Sophisticated Investor: Definition, Qualities, and Regulation D

What is a Sophisticated Investor?

A sophisticated investor is a classification of investor indicating someone who has sufficient capital, experience and net worth to engage in more advanced types of investment opportunities.

Key Takeaways

  • Sophisticated investors are investors who have a high net-worth and extensive experience in financial markets.
  • There is no single correct definition of a sophisticated investor, and it varies based on country or circumstance.

Understanding Sophisticated Investor

A sophisticated investor is a high-net-worth investor who is considered to have a depth of experience and market knowledge that makes them eligible for certain benefits and opportunities.

While the term is sometimes used loosely to describe an investor who has demonstrated certain degrees of insight, acumen and success in the marketplace, there are specific legal definitions which determine what constitutes a sophisticated or accredited investor, and these definitions vary from country to country.

Because of their net worth and their higher income bracket, a sophisticated investor becomes eligible for certain investment opportunities unavailable to other classes of investor, such as pre-IPO securities and, in some cases, hedge funds. Generally speaking, sophisticated investors are seen as those who will not need to liquidate investment assets in the short term, and can even sustain a loss of their investment without damage to their overall net worth.

Analysts are careful to warn that an investor who qualifies for sophisticated accreditation is not immune to poor investment choices or being misled by shady deals, often citing the high-worth investors who lost large amounts in the 2008 subprime mortgage financial crisis.

Sophisticated Investors and Accredited Investors

In the U.S., the Securities and Exchange Commission (SEC) defines rules under which a company may make private offerings available in Regulation D. These rules include classifications for sophisticated and accredited investors.

In Rule 506(b) of Regulation D, for example, private offerings are restricted to an unlimited number accredited investors and a limited number of non-accredited sophisticated investors, defined as those investors with sufficient knowledge and experience in financial and business matters to make them capable of evaluating the merits and risks of the prospective investment.

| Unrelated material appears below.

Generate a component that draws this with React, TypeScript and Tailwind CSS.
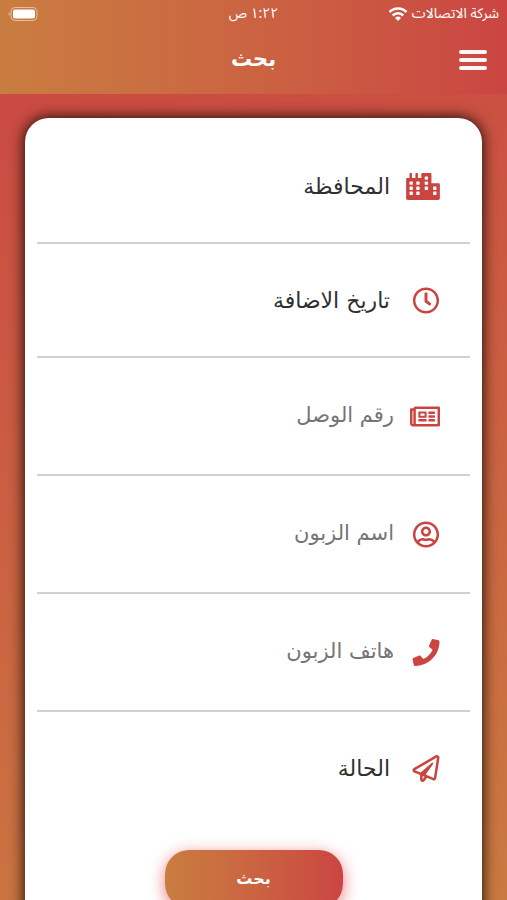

On August 26, 2020, the U.S. Securities and Exchange Commission amended the definition of an accredited investor. According to the SEC's press release, "the amendments allow investors to qualify as accredited investors based on defined measures of professional knowledge, experience or certifications in addition to the existing tests for income or net worth. The amendments also expand the list of entities that may qualify as accredited investors, including by allowing any entity that meets an investments test to qualify." Among other categories, the SEC now defines accredited investors to include the following: individuals who have certain professional certifications, designations or credentials; individuals who are “knowledgeable employees” of a private fund; and SEC- and state-registered investment advisers.

Rule 501 of Regulation D indicates that for an individual to be an accredited investor, they must have a net worth of more than $1 million, excluding the value of their primary residence, or they must meet certain annual income benchmarks. Individuals who have made more than $200,000 per year for two years, and with an expectation of continuing to do so qualify as accredited investors. Married persons can be considered accredited if their combined income is at least $300,000 per year.

Under this rule, other entities may be considered accredited investors as well, including banks and insurance companies, as well as companies, charities, trusts, and employee benefit plans with assets in excess of $5 million.